Leave out the pictures and reproduce all of the data exactly.

#### MATERIAL ####

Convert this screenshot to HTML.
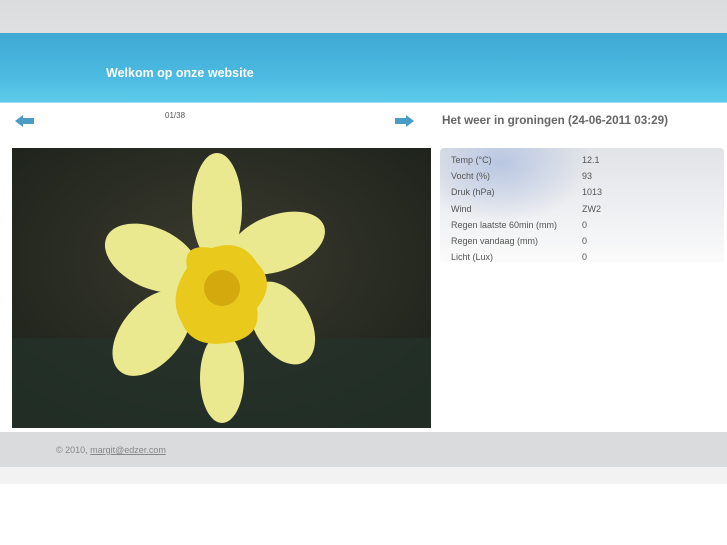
<!DOCTYPE html>
<html><head><style>
body{margin:0;width:727px;height:545px;background:#fff;font-family:"Liberation Sans",sans-serif;position:relative;overflow:hidden}
.a{position:absolute}
td{font-size:9px;color:#555;padding:0;height:16.2px}
</style></head><body>
<div class="a" style="left:0;top:0;width:727px;height:33px;background:linear-gradient(#dbdcde,#dfe0e2)"></div>
<div class="a" style="left:0;top:33px;width:727px;height:69px;background:linear-gradient(#3fa9d4,#4bb9e0 60%,#5ccbea)"></div>
<div class="a" style="left:0;top:102px;width:727px;height:1px;background:#9fdcf0"></div>
<div class="a" style="left:106px;top:66px;font-size:12.5px;font-weight:bold;color:#fff">Welkom op onze website</div>
<svg class="a" style="left:15px;top:115px" width="20" height="12"><path d="M0 6 L8 0 V3 H19 V9 H8 V12 Z" fill="#4a9cc4"/></svg>
<svg class="a" style="left:394px;top:115px" width="20" height="12"><path d="M20 6 L12 0 V3 H1 V9 H12 V12 Z" fill="#4a9cc4"/></svg>
<div class="a" style="left:165px;top:111px;font-size:8px;color:#555">01/38</div>
<div class="a" style="left:442px;top:114px;font-size:11.7px;font-weight:bold;color:#666">Het weer in groningen (24-06-2011 03:29)</div>
<div class="a" style="left:440px;top:148px;width:284px;height:114px;border-radius:4px;background:radial-gradient(ellipse 90px 60px at 60px 15px,#b9c7e2,rgba(230,233,238,0) 100%),linear-gradient(#e2e3e7,#f2f3f5 70%,#fbfbfb)"></div>
<table class="a" style="left:451px;top:152px;border-collapse:collapse" cellspacing="0">
<tr><td style="width:131px">Temp (°C)</td><td>12.1</td></tr>
<tr><td>Vocht (%)</td><td>93</td></tr>
<tr><td>Druk (hPa)</td><td>1013</td></tr>
<tr><td>Wind</td><td>ZW2</td></tr>
<tr><td>Regen laatste 60min (mm)</td><td>0</td></tr>
<tr><td>Regen vandaag (mm)</td><td>0</td></tr>
<tr><td>Licht (Lux)</td><td>0</td></tr>
</table>
<svg class="a" style="left:12px;top:148px" width="419" height="280">
<defs><radialGradient id="bg" cx="0.5" cy="0.4" r="0.7"><stop offset="0" stop-color="#3b3a2e"/><stop offset="1" stop-color="#1b211a"/></radialGradient></defs>
<rect width="419" height="280" fill="url(#bg)"/>
<rect x="0" y="190" width="419" height="90" fill="#24332b" opacity=".7"/>
<g fill="#ebe98f">
<ellipse cx="205" cy="60" rx="25" ry="55"/>
<ellipse cx="265" cy="95" rx="50" ry="28" transform="rotate(-20 265 95)"/>
<ellipse cx="140" cy="110" rx="50" ry="30" transform="rotate(25 140 110)"/>
<ellipse cx="270" cy="175" rx="28" ry="45" transform="rotate(-30 270 175)"/>
<ellipse cx="140" cy="185" rx="30" ry="50" transform="rotate(40 140 185)"/>
<ellipse cx="210" cy="230" rx="22" ry="45"/>
</g>
<path d="M175 120 Q170 95 200 100 Q230 90 245 115 Q265 135 245 160 Q250 190 215 195 Q180 200 170 175 Q155 150 175 120 Z" fill="#e9c91c"/>
<circle cx="210" cy="140" r="18" fill="#d3a90e"/>
</svg>
<div class="a" style="left:0;top:432px;width:727px;height:35px;background:#dadbdd"></div>
<div class="a" style="left:0;top:467px;width:727px;height:17px;background:#f2f2f2"></div>
<div class="a" style="left:56px;top:445px;font-size:9px;color:#888">© 2010, <span style="text-decoration:underline">margit@edzer.com</span></div>
</body></html>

####

### RESPONSE BELOW
Convert this screenshot to HTML.
<!DOCTYPE html>
<html><head><style>
body{margin:0;width:727px;height:545px;background:#fff;font-family:"Liberation Sans",sans-serif;position:relative;overflow:hidden}
.a{position:absolute}
td{font-size:9px;color:#555;padding:0;height:16.2px}
</style></head><body>
<div class="a" style="left:0;top:0;width:727px;height:33px;background:linear-gradient(#dbdcde,#dfe0e2)"></div>
<div class="a" style="left:0;top:33px;width:727px;height:69px;background:linear-gradient(#3fa9d4,#4bb9e0 60%,#5ccbea)"></div>
<div class="a" style="left:0;top:102px;width:727px;height:1px;background:#9fdcf0"></div>
<div class="a" style="left:106px;top:66px;font-size:12.5px;font-weight:bold;color:#fff">Welkom op onze website</div>
<svg class="a" style="left:15px;top:115px" width="20" height="12"><path d="M0 6 L8 0 V3 H19 V9 H8 V12 Z" fill="#4a9cc4"/></svg>
<svg class="a" style="left:394px;top:115px" width="20" height="12"><path d="M20 6 L12 0 V3 H1 V9 H12 V12 Z" fill="#4a9cc4"/></svg>
<div class="a" style="left:165px;top:111px;font-size:8px;color:#555">01/38</div>
<div class="a" style="left:442px;top:114px;font-size:11.7px;font-weight:bold;color:#666">Het weer in groningen (24-06-2011 03:29)</div>
<div class="a" style="left:440px;top:148px;width:284px;height:114px;border-radius:4px;background:radial-gradient(ellipse 90px 60px at 60px 15px,#b9c7e2,rgba(230,233,238,0) 100%),linear-gradient(#e2e3e7,#f2f3f5 70%,#fbfbfb)"></div>
<table class="a" style="left:451px;top:152px;border-collapse:collapse" cellspacing="0">
<tr><td style="width:131px">Temp (°C)</td><td>12.1</td></tr>
<tr><td>Vocht (%)</td><td>93</td></tr>
<tr><td>Druk (hPa)</td><td>1013</td></tr>
<tr><td>Wind</td><td>ZW2</td></tr>
<tr><td>Regen laatste 60min (mm)</td><td>0</td></tr>
<tr><td>Regen vandaag (mm)</td><td>0</td></tr>
<tr><td>Licht (Lux)</td><td>0</td></tr>
</table>
<svg class="a" style="left:12px;top:148px" width="419" height="280">
<defs><radialGradient id="bg" cx="0.5" cy="0.4" r="0.7"><stop offset="0" stop-color="#3b3a2e"/><stop offset="1" stop-color="#1b211a"/></radialGradient></defs>
<rect width="419" height="280" fill="url(#bg)"/>
<rect x="0" y="190" width="419" height="90" fill="#24332b" opacity=".7"/>
<g fill="#ebe98f">
<ellipse cx="205" cy="60" rx="25" ry="55"/>
<ellipse cx="265" cy="95" rx="50" ry="28" transform="rotate(-20 265 95)"/>
<ellipse cx="140" cy="110" rx="50" ry="30" transform="rotate(25 140 110)"/>
<ellipse cx="270" cy="175" rx="28" ry="45" transform="rotate(-30 270 175)"/>
<ellipse cx="140" cy="185" rx="30" ry="50" transform="rotate(40 140 185)"/>
<ellipse cx="210" cy="230" rx="22" ry="45"/>
</g>
<path d="M175 120 Q170 95 200 100 Q230 90 245 115 Q265 135 245 160 Q250 190 215 195 Q180 200 170 175 Q155 150 175 120 Z" fill="#e9c91c"/>
<circle cx="210" cy="140" r="18" fill="#d3a90e"/>
</svg>
<div class="a" style="left:0;top:432px;width:727px;height:35px;background:#dadbdd"></div>
<div class="a" style="left:0;top:467px;width:727px;height:17px;background:#f2f2f2"></div>
<div class="a" style="left:56px;top:445px;font-size:9px;color:#888">© 2010, <span style="text-decoration:underline">margit@edzer.com</span></div>
</body></html>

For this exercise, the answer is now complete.